Sunday, 21 October 2007

Immortal Memory and service life

Today, as any British scholboy would have known between 1805 and 1914, is Trafalgar Day.

The Army and Navy Gazette of 23 July 1896 contained a poem by Rear Admiral Ronald A. Hopwood, setting the unwritten rules for survival in the Victorian Navy. Its principles apply to any corporate life, even that of Christians, who are urged in II Timothy 2:4 to aim for military standards of discipline and corporate loyalty.

The poem describes various aspects of service life.
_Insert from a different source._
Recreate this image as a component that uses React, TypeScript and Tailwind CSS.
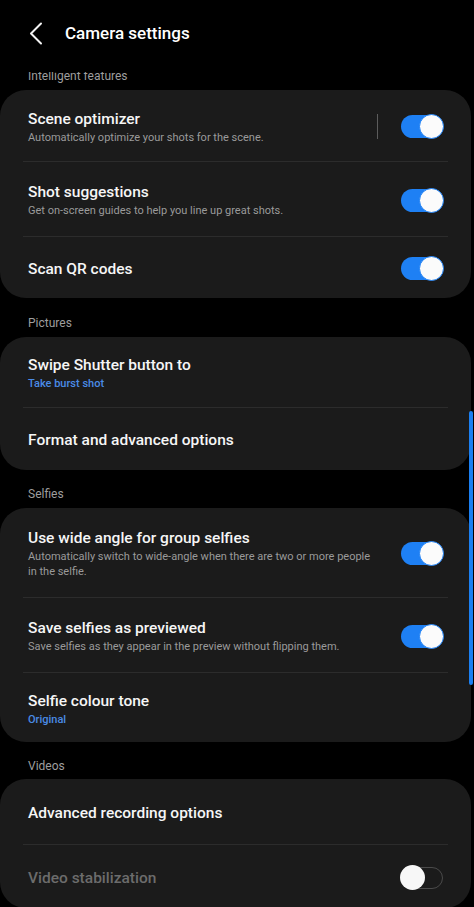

Interdependence of the individual unit and the whole:
As naught may outrun the destroyer,
Even so with the law and its grip,
The strength of the ship is the Service,

and the strength of the service the Ship.

Lack of recognition:
If ye labour from morn until even,
And meet with reproof for your toil,
It is well — that the gun may be humbled,

The compressor must check the recoil.

Being able to rely on others:
On the strength of one link in the cable
Dependeth the might of the chain:

Who knows when thou mayest be tested?

So live that thou bearest the strain!

When the ship that is tired returneth,
With the signs of the sea showing plain,

Men place her in dock for a season,

And her speed she reneweth again.

So shalt thou, lest perchance thou grow weary

In the uttermost parts of the sea,

Pray for leave, for the good of the Service,

As much and as oft as may be.

Lack of recognition:

If ye win, through an African jungle,
Unmentioned at home in the Press,

Heed it not: no man seeth the piston,

But it driveth the ship none the less.

Anger directed at authority:
Dost thou think, in a moment of anger,
’Tis well with thy seniors to fight?

They prosper, who burn in the morning,

The letters they wrote overnight;
For some there be, shelved and forgotten,

With nothing to thank for their fate,

Save that (on a half-sheet of foolscap,)

Which a fool “had the honour to state — ”

Stirring Stuff!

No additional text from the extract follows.